# DATASET EXTRACT
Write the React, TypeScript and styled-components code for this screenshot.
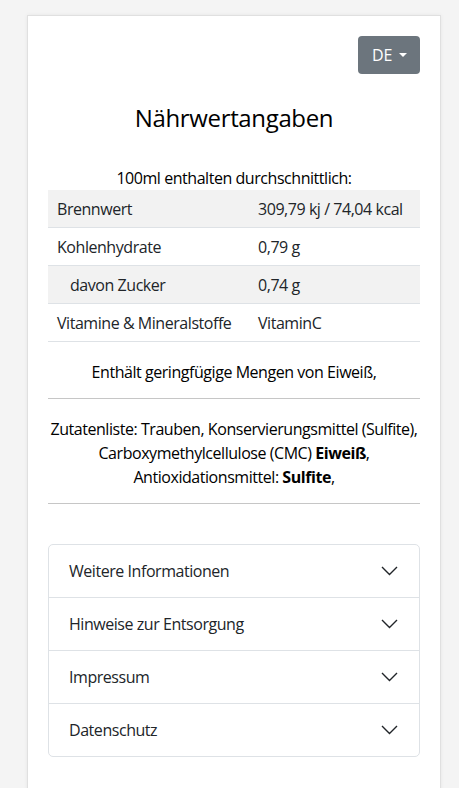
import React from 'react'
import styled, { createGlobalStyle } from 'styled-components'

const GlobalStyle = createGlobalStyle`
  html, body {
    margin: 0;
    padding: 0;
    background: #f4f4f4;
  }
  body {
    font-family: "Open Sans", "Noto Sans", sans-serif;
    font-size: 16px;
    line-height: 24px;
    letter-spacing: -0.45px;
    color: #212529;
  }
`

const Card = styled.div`
  margin: 15px 18px 0 27px;
  padding: 20px 20px 40px 20px;
  background: #fff;
  border: 1px solid #e0e0e0;
  box-shadow: 0 0 4px rgba(0, 0, 0, 0.06);
  min-height: 760px;
  box-sizing: border-box;
`

const Toolbar = styled.div`
  display: flex;
  justify-content: flex-end;
`

const LangButton = styled.button`
  display: flex;
  align-items: center;
  height: 38px;
  padding: 0 13px 0 14px;
  background: #6c757d;
  color: #fff;
  border: none;
  border-radius: 4px;
  font-family: inherit;
  font-size: 16px;
  letter-spacing: -0.3px;

  &::after {
    content: '';
    display: inline-block;
    margin-left: 7px;
    border-top: 4.8px solid #fff;
    border-left: 4.2px solid transparent;
    border-right: 4.2px solid transparent;
  }
`

const Title = styled.h1`
  margin: 29px 0 0;
  font-size: 24px;
  font-weight: 400;
  line-height: 29px;
  letter-spacing: -0.35px;
  text-align: center;
  color: #000;
`

const Lead = styled.p`
  margin: 34px 0 0;
  text-align: center;
  color: #000;
`

const Table = styled.div`
  display: grid;
  grid-template-columns: 201px 1fr;
`

const Row = styled.div<{ $striped?: boolean }>`
  display: contents;

  & > div {
    background: ${(p) => (p.$striped ? '#f2f2f2' : '#fff')};
  }
`

const Cell = styled.div<{ $indent?: boolean }>`
  padding: 7px 9px 6px ${(p) => (p.$indent ? '22px' : '9px')};
  border-bottom: 1px solid #dee2e6;
  white-space: nowrap;
`

const Note = styled.p`
  margin: 18px 0 14px;
  text-align: center;
  color: #000;
`

const Rule = styled.hr`
  margin: 0;
  border: none;
  border-top: 1px solid #c6c6c6;
`

const Accordion = styled.div`
  margin-top: 40px;
  border: 1px solid #dee2e6;
  border-radius: 5px;
  overflow: hidden;
`

const Item = styled.div`
  display: flex;
  align-items: center;
  justify-content: space-between;
  height: 52px;
  padding: 0 21px 0 20px;
  border-top: 1px solid #dee2e6;

  &:first-child {
    border-top: none;
  }
`

const Chevron = () => (
  <svg width="17" height="10" viewBox="0 0 17 10" fill="none">
    <polyline points="1,1 8.5,8.5 16,1" stroke="#212529" strokeWidth="1.4" />
  </svg>
)

const rows = [
  { label: 'Brennwert', value: '309,79 kj / 74,04 kcal' },
  { label: 'Kohlenhydrate', value: '0,79 g' },
  { label: 'davon Zucker', value: '0,74 g', indent: true },
  { label: 'Vitamine & Mineralstoffe', value: 'VitaminC' },
]

const sections = ['Weitere Informationen', 'Hinweise zur Entsorgung', 'Impressum', 'Datenschutz']

export default function App() {
  return (
    <>
      <GlobalStyle />
      <Card>
        <Toolbar>
          <LangButton>DE</LangButton>
        </Toolbar>
        <Title>Nährwertangaben</Title>
        <Lead>100ml enthalten durchschnittlich:</Lead>
        <Table>
          {rows.map((r, i) => (
            <Row key={r.label} $striped={i % 2 === 0}>
              <Cell $indent={r.indent}>{r.label}</Cell>
              <Cell>{r.value}</Cell>
            </Row>
          ))}
        </Table>
        <Note>Enthält geringfügige Mengen von Eiweiß,</Note>
        <Rule />
        <Note>
          Zutatenliste: Trauben, Konservierungsmittel (Sulfite), Carboxymethylcellulose (CMC){' '}
          <b>Eiweiß</b>, Antioxidationsmittel: <b>Sulfite</b>,
        </Note>
        <Rule />
        <Accordion>
          {sections.map((s) => (
            <Item key={s}>
              <span>{s}</span>
              <Chevron />
            </Item>
          ))}
        </Accordion>
      </Card>
    </>
  )
}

# EXERCISE BRIEF
Copy the material above exactly and drop the pictures.

# REPLY
Write the React, TypeScript and styled-components code for this screenshot.
import React from 'react'
import styled, { createGlobalStyle } from 'styled-components'

const GlobalStyle = createGlobalStyle`
  html, body {
    margin: 0;
    padding: 0;
    background: #f4f4f4;
  }
  body {
    font-family: "Open Sans", "Noto Sans", sans-serif;
    font-size: 16px;
    line-height: 24px;
    letter-spacing: -0.45px;
    color: #212529;
  }
`

const Card = styled.div`
  margin: 15px 18px 0 27px;
  padding: 20px 20px 40px 20px;
  background: #fff;
  border: 1px solid #e0e0e0;
  box-shadow: 0 0 4px rgba(0, 0, 0, 0.06);
  min-height: 760px;
  box-sizing: border-box;
`

const Toolbar = styled.div`
  display: flex;
  justify-content: flex-end;
`

const LangButton = styled.button`
  display: flex;
  align-items: center;
  height: 38px;
  padding: 0 13px 0 14px;
  background: #6c757d;
  color: #fff;
  border: none;
  border-radius: 4px;
  font-family: inherit;
  font-size: 16px;
  letter-spacing: -0.3px;

  &::after {
    content: '';
    display: inline-block;
    margin-left: 7px;
    border-top: 4.8px solid #fff;
    border-left: 4.2px solid transparent;
    border-right: 4.2px solid transparent;
  }
`

const Title = styled.h1`
  margin: 29px 0 0;
  font-size: 24px;
  font-weight: 400;
  line-height: 29px;
  letter-spacing: -0.35px;
  text-align: center;
  color: #000;
`

const Lead = styled.p`
  margin: 34px 0 0;
  text-align: center;
  color: #000;
`

const Table = styled.div`
  display: grid;
  grid-template-columns: 201px 1fr;
`

const Row = styled.div<{ $striped?: boolean }>`
  display: contents;

  & > div {
    background: ${(p) => (p.$striped ? '#f2f2f2' : '#fff')};
  }
`

const Cell = styled.div<{ $indent?: boolean }>`
  padding: 7px 9px 6px ${(p) => (p.$indent ? '22px' : '9px')};
  border-bottom: 1px solid #dee2e6;
  white-space: nowrap;
`

const Note = styled.p`
  margin: 18px 0 14px;
  text-align: center;
  color: #000;
`

const Rule = styled.hr`
  margin: 0;
  border: none;
  border-top: 1px solid #c6c6c6;
`

const Accordion = styled.div`
  margin-top: 40px;
  border: 1px solid #dee2e6;
  border-radius: 5px;
  overflow: hidden;
`

const Item = styled.div`
  display: flex;
  align-items: center;
  justify-content: space-between;
  height: 52px;
  padding: 0 21px 0 20px;
  border-top: 1px solid #dee2e6;

  &:first-child {
    border-top: none;
  }
`

const Chevron = () => (
  <svg width="17" height="10" viewBox="0 0 17 10" fill="none">
    <polyline points="1,1 8.5,8.5 16,1" stroke="#212529" strokeWidth="1.4" />
  </svg>
)

const rows = [
  { label: 'Brennwert', value: '309,79 kj / 74,04 kcal' },
  { label: 'Kohlenhydrate', value: '0,79 g' },
  { label: 'davon Zucker', value: '0,74 g', indent: true },
  { label: 'Vitamine & Mineralstoffe', value: 'VitaminC' },
]

const sections = ['Weitere Informationen', 'Hinweise zur Entsorgung', 'Impressum', 'Datenschutz']

export default function App() {
  return (
    <>
      <GlobalStyle />
      <Card>
        <Toolbar>
          <LangButton>DE</LangButton>
        </Toolbar>
        <Title>Nährwertangaben</Title>
        <Lead>100ml enthalten durchschnittlich:</Lead>
        <Table>
          {rows.map((r, i) => (
            <Row key={r.label} $striped={i % 2 === 0}>
              <Cell $indent={r.indent}>{r.label}</Cell>
              <Cell>{r.value}</Cell>
            </Row>
          ))}
        </Table>
        <Note>Enthält geringfügige Mengen von Eiweiß,</Note>
        <Rule />
        <Note>
          Zutatenliste: Trauben, Konservierungsmittel (Sulfite), Carboxymethylcellulose (CMC){' '}
          <b>Eiweiß</b>, Antioxidationsmittel: <b>Sulfite</b>,
        </Note>
        <Rule />
        <Accordion>
          {sections.map((s) => (
            <Item key={s}>
              <span>{s}</span>
              <Chevron />
            </Item>
          ))}
        </Accordion>
      </Card>
    </>
  )
}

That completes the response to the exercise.